TV showed a map of the fires in Vic and overlaid it with a map of Belgium which fitted in easily.
Still rather live here than in Belgium though (I have been there). Terrible beer!
* Danny M *
|Neil Wyatt||07/01/2020 11:07:45|
17052 forum posts
Whooo! Fightin' talk! The beer is the best thing about Belgium.
I can see why you might prefer ice cold Fosters at 49C, cut you really ought to come over and enjoy some nice warm Hobgoblin
Seriously though, glad you've found ways to help people, I hope you stay safe.
I'm more than a little nervous that if we have a dry summer in the UK we will get copycat fires, they won't be as devastating but we have had some big moorland fires in recent years.
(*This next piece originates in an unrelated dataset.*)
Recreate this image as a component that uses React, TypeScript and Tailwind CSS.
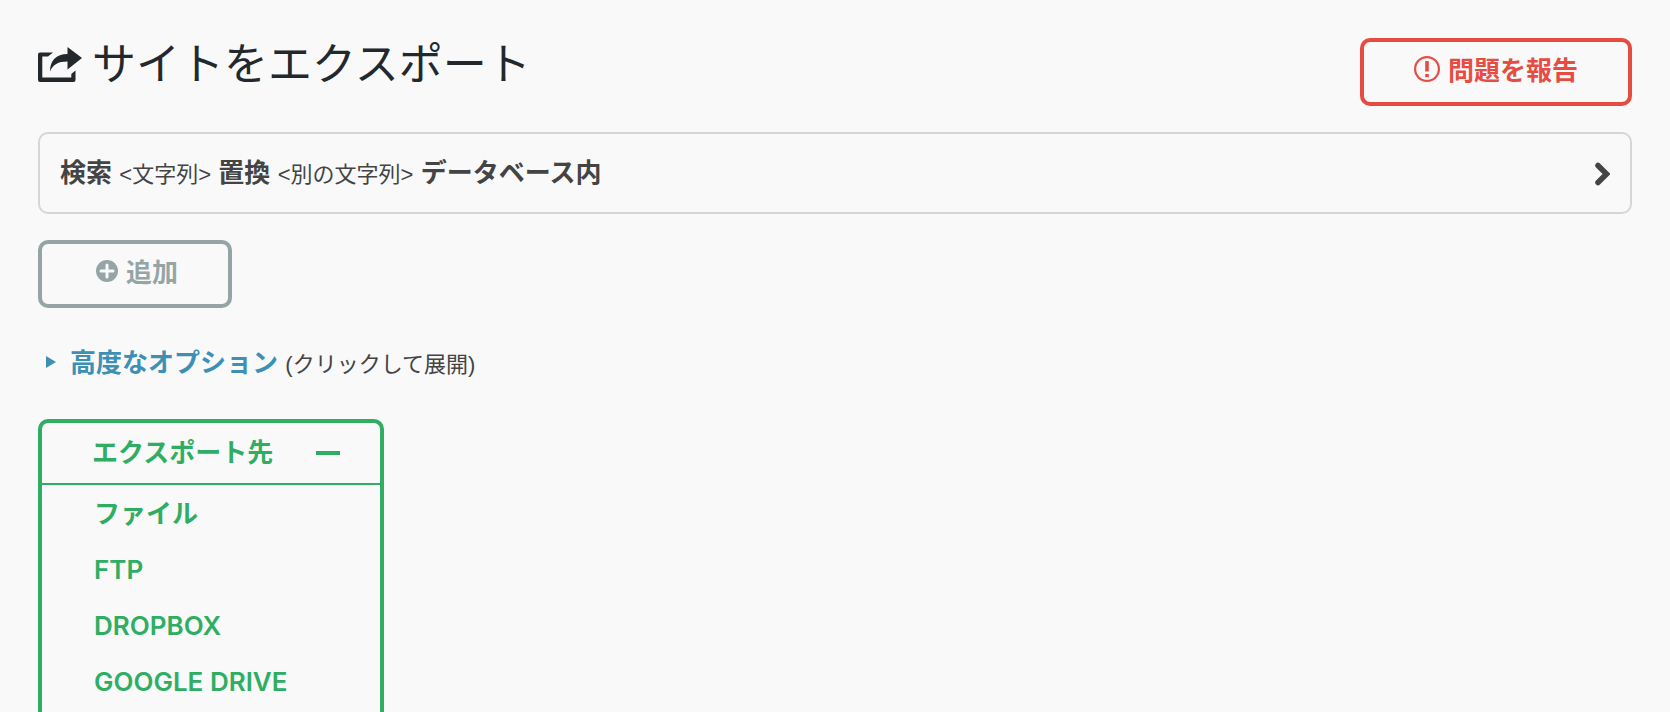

|Paul Lousick||07/01/2020 11:26:46|
|1283 forum posts|
You warned everyone about dangerous wildlife in Australia to watch out for while camping (snakes ,dingoes , goannas , spiders , giant centipedes and wombats) but you forgot to mention drop bears and yowies.
3947 forum posts
Thats been part of the reason why not enough preventive burning was done here. An exceptionally dry year so the window of opportunity for controlled burns between end of the reduced winter rains and the start of major bushfires was almost nil. Our bushfire season started months early - again. Usually February is the horror month. So its not over yet.
Luckily i live in the wet tropics and it's raining here. A couple of cyclones floating around should bring more. I'll take a cyclone over a bushfire any day thanks.